Mieux comprendre la position des uns et des autres, circonscrire les divergences au minimum, identifier des pistes possibles de compromis, tout cela est essentiel pour avancer. Ce n’est certes pas suffisant. Plus que jamais, notre objectif demeure de passer à l’étape suivante et de démarrer la négociation, conformément à la priorité que nous fixe l’action 15 du plan d’action du TNP, et en cohérence avec le document CD 1864, adopté en 2009 par la Conférence du désarmement. Il n’en reste pas moins que les débats conduits cette année à la CD permettent d’avancer dans cette direction. Il est important de prendre acte de ce progrès.

Monsieur le président,

La feuille de route du TNP adoptée par consensus en 2010 repose, je l’ai dit, sur une approche pragmatique, l’approche « étape par étape ». Il est important de mettre en œuvre cette feuille de route, et donc de s’y tenir, sans dévier de la voie tracée. Certains voudraient nous entrainer dans une tout autre voie, dans une approche idéologique, qui vise à stigmatiser et non à rechercher des solutions.

Ce n’est pas ainsi qu’on fera avancer le désarmement et la sécurité internationale.
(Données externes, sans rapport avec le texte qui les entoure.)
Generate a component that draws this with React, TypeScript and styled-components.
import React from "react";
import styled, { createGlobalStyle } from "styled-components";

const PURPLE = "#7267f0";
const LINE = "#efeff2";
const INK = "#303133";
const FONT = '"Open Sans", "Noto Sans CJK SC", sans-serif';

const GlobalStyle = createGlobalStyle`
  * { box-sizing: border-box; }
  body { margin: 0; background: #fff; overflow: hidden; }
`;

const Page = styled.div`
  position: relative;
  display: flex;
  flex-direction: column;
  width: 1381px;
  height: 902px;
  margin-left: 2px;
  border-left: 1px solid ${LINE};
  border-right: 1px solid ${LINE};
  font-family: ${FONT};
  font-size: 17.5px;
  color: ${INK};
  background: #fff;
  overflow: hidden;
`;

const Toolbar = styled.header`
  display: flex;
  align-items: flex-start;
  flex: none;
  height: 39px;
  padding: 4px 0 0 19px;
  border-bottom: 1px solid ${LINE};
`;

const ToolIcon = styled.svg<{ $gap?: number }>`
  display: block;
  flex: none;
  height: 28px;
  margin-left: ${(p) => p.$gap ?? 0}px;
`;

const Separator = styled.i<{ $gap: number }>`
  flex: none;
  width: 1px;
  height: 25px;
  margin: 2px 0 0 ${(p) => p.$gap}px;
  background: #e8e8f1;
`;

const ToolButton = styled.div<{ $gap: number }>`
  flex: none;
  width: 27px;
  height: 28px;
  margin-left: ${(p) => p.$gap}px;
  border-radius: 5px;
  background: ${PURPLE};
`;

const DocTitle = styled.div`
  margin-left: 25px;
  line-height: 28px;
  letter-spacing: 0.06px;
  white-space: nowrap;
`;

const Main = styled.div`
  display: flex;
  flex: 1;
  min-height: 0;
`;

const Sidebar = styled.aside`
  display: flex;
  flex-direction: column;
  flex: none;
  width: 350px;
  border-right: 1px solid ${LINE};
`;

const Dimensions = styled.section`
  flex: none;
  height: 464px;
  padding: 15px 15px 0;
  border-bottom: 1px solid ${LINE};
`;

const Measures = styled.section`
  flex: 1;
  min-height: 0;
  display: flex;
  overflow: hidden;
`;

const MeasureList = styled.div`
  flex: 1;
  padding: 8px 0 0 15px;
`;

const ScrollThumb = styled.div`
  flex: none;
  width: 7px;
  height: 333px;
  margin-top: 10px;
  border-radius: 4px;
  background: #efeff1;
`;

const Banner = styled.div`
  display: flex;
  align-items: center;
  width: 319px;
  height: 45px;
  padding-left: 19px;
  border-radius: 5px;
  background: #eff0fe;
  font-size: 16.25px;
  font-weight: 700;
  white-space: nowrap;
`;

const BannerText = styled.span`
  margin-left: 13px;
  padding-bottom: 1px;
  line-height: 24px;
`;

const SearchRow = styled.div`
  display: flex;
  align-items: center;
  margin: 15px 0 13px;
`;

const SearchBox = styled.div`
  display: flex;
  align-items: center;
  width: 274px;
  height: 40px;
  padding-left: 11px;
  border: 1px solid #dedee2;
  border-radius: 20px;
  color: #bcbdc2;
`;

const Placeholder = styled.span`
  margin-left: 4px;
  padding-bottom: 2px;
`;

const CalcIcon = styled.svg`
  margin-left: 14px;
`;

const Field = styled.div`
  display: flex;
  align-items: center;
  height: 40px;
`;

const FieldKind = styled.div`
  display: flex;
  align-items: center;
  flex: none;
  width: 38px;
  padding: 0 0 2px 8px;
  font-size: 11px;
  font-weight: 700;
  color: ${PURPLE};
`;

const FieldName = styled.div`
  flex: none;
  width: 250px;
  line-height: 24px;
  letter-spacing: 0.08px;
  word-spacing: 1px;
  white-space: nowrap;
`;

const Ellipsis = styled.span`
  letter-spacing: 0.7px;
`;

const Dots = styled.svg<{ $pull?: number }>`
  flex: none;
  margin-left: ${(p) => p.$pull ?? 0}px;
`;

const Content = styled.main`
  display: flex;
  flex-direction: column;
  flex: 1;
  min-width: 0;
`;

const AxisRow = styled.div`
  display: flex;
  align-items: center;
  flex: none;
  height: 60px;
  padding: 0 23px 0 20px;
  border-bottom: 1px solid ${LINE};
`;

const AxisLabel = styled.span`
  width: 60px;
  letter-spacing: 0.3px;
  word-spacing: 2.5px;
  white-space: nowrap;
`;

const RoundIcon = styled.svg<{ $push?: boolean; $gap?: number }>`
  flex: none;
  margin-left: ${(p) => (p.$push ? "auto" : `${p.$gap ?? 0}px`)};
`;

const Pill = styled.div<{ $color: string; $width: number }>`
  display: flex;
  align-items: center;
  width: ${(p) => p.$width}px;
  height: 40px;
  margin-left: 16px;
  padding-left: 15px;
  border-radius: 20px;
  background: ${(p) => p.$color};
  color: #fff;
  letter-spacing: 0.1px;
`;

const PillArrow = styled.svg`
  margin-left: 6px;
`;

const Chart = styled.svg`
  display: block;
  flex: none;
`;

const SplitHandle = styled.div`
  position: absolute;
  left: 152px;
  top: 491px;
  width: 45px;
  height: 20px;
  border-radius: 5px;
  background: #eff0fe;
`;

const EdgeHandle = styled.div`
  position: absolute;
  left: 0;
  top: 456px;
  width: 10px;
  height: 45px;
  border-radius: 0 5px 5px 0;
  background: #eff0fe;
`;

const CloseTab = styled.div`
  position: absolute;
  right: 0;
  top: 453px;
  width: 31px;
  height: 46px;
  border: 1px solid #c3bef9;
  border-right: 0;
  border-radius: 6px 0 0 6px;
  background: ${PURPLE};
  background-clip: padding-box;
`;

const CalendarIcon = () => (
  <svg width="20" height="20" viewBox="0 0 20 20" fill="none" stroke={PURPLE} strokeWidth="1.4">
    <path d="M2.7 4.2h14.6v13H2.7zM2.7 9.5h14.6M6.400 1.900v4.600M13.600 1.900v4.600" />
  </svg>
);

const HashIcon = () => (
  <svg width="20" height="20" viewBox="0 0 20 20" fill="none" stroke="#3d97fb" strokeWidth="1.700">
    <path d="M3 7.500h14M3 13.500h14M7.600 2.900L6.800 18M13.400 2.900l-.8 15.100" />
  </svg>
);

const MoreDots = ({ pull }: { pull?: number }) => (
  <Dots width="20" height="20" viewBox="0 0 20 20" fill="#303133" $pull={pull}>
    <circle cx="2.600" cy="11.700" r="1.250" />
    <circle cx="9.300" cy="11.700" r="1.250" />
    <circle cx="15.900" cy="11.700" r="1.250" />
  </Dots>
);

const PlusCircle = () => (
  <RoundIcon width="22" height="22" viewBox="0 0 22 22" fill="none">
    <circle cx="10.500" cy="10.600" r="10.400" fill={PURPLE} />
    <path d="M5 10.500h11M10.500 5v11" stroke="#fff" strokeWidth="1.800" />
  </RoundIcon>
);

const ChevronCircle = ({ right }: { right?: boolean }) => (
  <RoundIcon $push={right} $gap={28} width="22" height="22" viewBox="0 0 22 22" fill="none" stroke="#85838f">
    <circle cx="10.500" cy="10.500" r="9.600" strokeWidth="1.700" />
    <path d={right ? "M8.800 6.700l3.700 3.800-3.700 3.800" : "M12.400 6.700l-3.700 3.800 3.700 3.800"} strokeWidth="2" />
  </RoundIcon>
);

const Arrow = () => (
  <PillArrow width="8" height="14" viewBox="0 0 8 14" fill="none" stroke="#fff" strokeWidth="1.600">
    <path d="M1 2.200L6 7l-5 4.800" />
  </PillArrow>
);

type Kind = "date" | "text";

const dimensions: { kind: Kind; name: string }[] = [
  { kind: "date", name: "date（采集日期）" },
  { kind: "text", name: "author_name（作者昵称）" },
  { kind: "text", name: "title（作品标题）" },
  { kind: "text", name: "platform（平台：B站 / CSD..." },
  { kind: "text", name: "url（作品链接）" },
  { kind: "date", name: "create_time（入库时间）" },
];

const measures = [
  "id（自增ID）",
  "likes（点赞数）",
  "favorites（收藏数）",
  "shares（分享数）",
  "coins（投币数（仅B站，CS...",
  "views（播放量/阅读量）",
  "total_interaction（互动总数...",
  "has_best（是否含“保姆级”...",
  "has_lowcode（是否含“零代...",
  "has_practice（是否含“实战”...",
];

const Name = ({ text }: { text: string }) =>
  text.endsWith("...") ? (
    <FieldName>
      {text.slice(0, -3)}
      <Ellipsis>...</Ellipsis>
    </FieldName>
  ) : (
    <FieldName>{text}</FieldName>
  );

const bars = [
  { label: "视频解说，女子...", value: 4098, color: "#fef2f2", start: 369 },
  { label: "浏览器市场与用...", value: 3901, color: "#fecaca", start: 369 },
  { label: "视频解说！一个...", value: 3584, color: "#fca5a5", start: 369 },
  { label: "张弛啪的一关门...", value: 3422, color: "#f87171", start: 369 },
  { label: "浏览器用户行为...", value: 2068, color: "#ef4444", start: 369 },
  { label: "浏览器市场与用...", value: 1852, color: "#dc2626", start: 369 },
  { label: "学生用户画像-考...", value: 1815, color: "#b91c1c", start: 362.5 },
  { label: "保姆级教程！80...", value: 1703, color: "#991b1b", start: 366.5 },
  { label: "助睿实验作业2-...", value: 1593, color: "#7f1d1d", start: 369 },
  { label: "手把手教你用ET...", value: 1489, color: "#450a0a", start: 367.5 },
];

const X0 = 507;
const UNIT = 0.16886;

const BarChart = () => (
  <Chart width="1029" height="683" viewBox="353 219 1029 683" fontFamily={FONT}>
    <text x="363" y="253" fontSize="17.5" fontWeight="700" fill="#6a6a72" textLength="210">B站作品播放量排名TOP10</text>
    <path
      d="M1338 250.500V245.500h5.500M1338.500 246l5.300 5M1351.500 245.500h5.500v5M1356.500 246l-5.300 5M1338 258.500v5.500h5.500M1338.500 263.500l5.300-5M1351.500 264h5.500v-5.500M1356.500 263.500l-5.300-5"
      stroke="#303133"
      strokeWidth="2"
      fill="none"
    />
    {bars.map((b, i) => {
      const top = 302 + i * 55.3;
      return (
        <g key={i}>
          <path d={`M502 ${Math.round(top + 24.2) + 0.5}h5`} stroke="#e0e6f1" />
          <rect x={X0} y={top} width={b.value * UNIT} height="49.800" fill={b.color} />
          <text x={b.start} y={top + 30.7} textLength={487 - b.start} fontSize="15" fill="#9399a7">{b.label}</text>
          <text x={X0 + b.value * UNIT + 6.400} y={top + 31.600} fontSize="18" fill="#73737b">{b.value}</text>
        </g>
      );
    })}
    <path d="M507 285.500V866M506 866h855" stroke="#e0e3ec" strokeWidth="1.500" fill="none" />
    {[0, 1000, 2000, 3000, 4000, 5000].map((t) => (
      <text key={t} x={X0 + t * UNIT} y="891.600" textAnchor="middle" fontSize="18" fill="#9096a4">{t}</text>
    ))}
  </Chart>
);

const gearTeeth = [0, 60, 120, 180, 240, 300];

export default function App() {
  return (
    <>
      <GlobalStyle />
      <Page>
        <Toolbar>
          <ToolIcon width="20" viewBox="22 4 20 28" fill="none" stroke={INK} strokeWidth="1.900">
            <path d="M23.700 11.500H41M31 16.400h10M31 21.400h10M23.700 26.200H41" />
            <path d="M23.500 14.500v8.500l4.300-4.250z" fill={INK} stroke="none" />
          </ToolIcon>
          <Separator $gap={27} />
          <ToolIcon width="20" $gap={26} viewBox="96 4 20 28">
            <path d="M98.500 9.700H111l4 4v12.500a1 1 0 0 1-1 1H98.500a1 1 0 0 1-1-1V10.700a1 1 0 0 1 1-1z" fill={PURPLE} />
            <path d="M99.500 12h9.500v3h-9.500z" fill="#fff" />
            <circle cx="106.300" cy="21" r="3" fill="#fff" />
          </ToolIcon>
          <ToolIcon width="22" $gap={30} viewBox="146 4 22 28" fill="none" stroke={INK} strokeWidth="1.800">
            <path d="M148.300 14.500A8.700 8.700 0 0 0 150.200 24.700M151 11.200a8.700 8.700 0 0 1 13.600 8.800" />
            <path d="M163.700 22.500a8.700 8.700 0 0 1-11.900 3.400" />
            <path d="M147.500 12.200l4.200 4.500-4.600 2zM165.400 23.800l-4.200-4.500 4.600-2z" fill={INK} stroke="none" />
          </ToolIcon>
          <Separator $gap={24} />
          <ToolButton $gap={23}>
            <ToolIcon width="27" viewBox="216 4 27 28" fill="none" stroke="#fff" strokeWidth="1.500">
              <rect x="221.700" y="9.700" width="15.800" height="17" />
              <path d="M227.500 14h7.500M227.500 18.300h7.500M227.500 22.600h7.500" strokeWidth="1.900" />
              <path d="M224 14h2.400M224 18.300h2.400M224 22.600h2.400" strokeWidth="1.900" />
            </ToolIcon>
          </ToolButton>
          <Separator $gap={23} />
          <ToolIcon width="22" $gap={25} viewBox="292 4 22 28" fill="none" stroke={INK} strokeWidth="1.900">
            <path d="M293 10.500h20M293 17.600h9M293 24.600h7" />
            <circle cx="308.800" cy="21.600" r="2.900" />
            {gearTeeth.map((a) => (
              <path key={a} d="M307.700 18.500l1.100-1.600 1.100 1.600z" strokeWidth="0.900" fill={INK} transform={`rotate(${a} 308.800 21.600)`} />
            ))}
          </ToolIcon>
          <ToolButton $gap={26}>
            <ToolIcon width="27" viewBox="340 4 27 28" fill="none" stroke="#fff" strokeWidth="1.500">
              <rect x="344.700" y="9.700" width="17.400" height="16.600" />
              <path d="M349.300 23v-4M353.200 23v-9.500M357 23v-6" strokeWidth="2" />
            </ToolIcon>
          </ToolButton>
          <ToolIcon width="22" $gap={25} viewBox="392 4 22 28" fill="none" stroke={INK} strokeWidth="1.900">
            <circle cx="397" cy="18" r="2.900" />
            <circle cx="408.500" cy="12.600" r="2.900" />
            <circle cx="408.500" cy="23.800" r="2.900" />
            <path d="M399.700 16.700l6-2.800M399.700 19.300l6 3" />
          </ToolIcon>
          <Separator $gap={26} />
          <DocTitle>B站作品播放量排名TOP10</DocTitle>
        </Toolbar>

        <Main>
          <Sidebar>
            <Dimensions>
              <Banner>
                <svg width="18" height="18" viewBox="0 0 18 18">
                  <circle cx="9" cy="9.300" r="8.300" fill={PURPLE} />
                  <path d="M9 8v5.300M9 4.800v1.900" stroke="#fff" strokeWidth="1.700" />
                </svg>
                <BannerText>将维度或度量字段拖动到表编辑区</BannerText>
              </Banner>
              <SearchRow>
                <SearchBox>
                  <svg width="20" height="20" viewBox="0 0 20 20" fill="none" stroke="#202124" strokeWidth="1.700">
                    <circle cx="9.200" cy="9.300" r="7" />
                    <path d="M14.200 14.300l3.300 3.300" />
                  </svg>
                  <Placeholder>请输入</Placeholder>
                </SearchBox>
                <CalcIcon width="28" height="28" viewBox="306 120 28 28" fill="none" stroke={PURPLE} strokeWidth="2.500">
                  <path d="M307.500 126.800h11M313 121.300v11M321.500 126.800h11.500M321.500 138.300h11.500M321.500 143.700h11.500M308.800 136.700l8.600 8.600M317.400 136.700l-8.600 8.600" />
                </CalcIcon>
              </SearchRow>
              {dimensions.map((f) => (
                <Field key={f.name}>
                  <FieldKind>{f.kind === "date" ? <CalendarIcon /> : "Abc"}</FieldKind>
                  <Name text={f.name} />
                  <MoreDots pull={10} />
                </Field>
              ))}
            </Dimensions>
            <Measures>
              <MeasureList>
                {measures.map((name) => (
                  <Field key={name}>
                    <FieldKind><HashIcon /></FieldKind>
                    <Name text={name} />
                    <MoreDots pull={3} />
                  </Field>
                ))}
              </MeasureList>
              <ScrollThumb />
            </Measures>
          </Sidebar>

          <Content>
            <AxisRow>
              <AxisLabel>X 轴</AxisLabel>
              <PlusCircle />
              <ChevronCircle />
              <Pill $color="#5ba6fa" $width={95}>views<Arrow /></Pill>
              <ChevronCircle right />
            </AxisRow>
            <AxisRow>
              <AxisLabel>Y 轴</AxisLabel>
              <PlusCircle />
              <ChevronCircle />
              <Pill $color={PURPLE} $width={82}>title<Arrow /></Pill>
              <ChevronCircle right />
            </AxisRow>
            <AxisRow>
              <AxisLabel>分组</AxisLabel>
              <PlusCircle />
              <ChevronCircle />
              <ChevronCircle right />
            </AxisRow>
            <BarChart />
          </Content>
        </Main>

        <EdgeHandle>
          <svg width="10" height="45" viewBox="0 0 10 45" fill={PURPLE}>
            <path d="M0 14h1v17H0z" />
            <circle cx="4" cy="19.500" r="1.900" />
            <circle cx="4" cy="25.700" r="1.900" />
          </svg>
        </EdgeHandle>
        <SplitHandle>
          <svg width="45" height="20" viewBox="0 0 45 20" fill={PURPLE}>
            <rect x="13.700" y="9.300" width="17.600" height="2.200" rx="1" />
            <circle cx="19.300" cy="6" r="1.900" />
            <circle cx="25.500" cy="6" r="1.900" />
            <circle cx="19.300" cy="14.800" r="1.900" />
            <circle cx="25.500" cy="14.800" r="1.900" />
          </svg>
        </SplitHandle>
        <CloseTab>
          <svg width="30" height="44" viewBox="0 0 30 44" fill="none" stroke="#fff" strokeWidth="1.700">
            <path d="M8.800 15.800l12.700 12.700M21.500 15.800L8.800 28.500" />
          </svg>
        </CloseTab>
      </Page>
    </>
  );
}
L’approche « étape par étape » est la seule qui soit réaliste et donc la seule qui nous permettra d’avancer. Cette approche est efficace : il suffit de se pencher quelque deux décennies en arrière pour voir les progrès accomplis. C’est le chemin que nous devons poursuivre avec détermination pour aller vers un monde plus sûr.

Je vous remercie, Monsieur le président.